Below are records; work out how many of their lines contain "components" and give only that number.

Entries provided:
····················

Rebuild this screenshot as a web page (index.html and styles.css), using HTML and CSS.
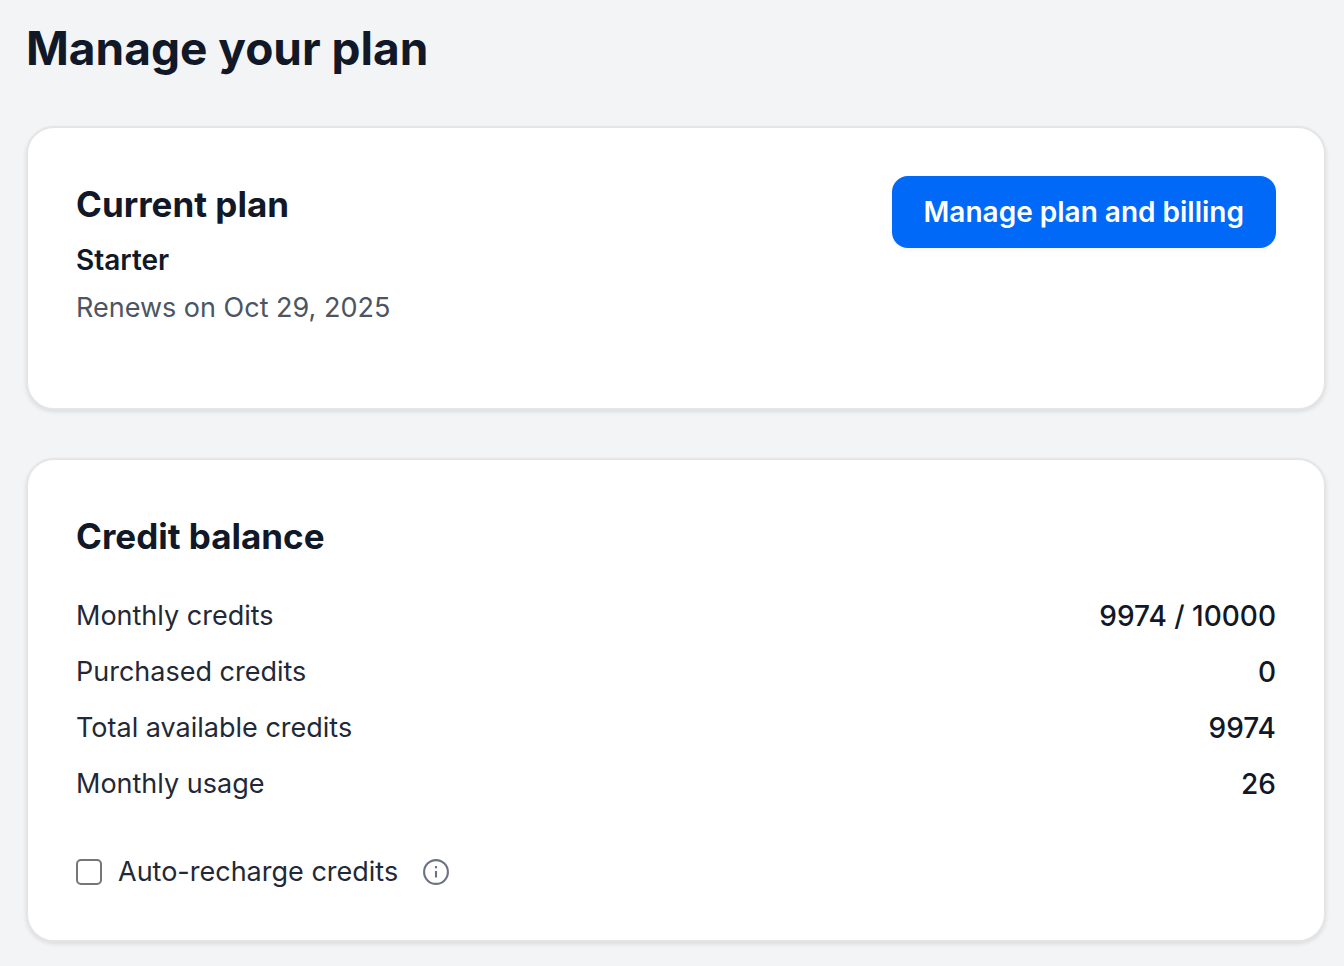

····················

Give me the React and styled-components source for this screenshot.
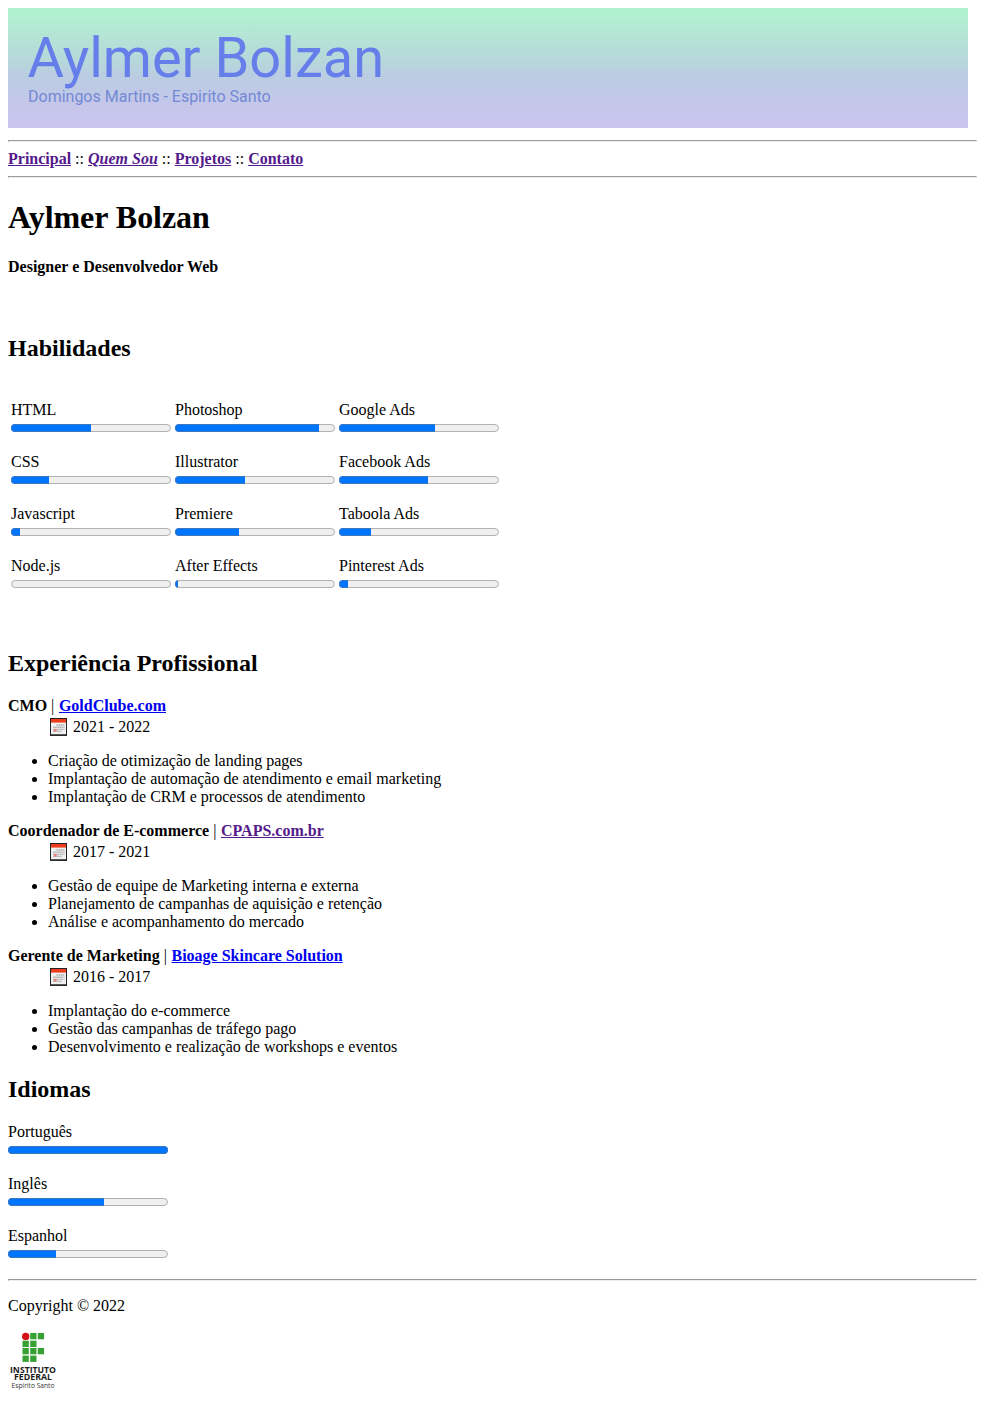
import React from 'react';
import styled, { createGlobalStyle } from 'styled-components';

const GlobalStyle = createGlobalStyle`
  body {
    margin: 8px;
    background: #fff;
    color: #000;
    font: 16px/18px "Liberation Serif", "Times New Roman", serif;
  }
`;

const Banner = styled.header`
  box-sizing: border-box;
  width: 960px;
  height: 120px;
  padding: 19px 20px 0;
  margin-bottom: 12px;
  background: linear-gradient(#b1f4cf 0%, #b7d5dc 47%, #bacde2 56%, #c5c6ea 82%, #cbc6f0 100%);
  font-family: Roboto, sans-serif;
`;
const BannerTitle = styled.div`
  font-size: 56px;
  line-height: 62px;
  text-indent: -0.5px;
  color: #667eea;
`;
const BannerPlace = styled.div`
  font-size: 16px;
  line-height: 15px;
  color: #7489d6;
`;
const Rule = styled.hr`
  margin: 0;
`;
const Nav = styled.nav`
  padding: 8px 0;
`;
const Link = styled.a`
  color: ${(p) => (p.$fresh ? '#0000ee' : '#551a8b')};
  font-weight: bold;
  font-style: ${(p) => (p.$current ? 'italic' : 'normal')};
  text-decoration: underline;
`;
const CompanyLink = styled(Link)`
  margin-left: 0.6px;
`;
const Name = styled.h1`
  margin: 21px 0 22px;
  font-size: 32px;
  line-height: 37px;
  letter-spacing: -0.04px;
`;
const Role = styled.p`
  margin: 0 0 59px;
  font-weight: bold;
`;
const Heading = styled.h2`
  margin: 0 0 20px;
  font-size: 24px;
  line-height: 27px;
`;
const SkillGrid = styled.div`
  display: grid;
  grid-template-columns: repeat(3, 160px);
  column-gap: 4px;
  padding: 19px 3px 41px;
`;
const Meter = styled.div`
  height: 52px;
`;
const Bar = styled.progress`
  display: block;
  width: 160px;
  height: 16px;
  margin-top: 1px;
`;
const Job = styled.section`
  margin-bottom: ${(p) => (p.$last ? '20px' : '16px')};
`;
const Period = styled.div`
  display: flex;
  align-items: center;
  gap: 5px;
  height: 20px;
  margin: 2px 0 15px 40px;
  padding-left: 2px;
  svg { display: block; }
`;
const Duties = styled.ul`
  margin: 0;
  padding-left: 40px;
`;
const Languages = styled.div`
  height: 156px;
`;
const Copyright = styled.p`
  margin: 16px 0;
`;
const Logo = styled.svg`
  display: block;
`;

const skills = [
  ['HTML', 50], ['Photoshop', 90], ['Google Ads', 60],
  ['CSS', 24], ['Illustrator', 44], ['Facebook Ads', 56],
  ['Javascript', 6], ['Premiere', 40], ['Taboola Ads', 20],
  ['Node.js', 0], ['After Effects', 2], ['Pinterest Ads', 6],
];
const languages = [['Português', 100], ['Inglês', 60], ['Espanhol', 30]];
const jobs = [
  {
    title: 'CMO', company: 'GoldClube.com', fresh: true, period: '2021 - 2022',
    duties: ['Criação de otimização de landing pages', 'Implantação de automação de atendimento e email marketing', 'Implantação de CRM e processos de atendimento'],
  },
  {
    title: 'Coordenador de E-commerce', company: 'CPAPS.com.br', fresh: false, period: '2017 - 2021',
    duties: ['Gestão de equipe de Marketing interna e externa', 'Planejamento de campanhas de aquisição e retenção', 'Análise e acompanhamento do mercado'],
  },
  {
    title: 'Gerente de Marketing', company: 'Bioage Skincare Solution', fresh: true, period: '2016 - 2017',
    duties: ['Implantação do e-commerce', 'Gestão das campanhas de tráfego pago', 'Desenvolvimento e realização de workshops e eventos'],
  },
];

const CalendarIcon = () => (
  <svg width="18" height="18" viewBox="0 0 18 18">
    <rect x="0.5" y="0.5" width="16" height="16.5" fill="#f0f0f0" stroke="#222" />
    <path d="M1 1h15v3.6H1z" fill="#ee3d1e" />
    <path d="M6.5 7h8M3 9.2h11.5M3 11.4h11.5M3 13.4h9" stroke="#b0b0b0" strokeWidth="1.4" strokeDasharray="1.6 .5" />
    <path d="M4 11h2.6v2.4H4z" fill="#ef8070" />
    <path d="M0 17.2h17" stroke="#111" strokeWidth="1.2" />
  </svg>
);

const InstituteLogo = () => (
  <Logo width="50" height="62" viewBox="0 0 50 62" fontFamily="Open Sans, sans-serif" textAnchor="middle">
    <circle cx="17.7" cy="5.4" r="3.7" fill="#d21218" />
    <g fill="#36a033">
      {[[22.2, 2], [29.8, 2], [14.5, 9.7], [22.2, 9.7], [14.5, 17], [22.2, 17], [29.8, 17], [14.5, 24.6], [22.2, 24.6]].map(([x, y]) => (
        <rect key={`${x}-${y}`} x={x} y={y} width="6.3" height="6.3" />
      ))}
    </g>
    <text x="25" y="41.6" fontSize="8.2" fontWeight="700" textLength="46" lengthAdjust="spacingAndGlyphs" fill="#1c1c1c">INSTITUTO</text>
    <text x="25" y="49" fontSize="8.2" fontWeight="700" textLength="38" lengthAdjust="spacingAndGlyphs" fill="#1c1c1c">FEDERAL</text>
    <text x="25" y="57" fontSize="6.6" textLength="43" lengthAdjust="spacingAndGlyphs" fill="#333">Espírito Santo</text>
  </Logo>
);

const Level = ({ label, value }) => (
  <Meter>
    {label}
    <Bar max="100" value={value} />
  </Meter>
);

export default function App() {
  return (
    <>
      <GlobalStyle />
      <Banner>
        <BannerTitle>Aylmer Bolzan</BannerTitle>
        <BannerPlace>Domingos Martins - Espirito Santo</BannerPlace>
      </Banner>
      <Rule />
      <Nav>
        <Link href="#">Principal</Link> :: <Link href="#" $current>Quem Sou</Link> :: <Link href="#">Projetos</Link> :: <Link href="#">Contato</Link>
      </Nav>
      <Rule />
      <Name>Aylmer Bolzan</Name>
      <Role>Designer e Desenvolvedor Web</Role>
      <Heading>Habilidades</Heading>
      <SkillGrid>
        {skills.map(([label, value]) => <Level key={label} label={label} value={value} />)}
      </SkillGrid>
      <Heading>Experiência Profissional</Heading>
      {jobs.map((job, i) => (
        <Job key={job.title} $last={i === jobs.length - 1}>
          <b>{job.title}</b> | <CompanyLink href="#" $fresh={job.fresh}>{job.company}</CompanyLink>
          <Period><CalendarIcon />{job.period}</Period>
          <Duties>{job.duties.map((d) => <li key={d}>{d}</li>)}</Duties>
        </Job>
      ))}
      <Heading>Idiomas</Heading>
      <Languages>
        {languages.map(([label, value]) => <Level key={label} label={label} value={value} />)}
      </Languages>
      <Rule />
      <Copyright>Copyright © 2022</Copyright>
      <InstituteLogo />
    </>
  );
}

····················

Exercise result: 2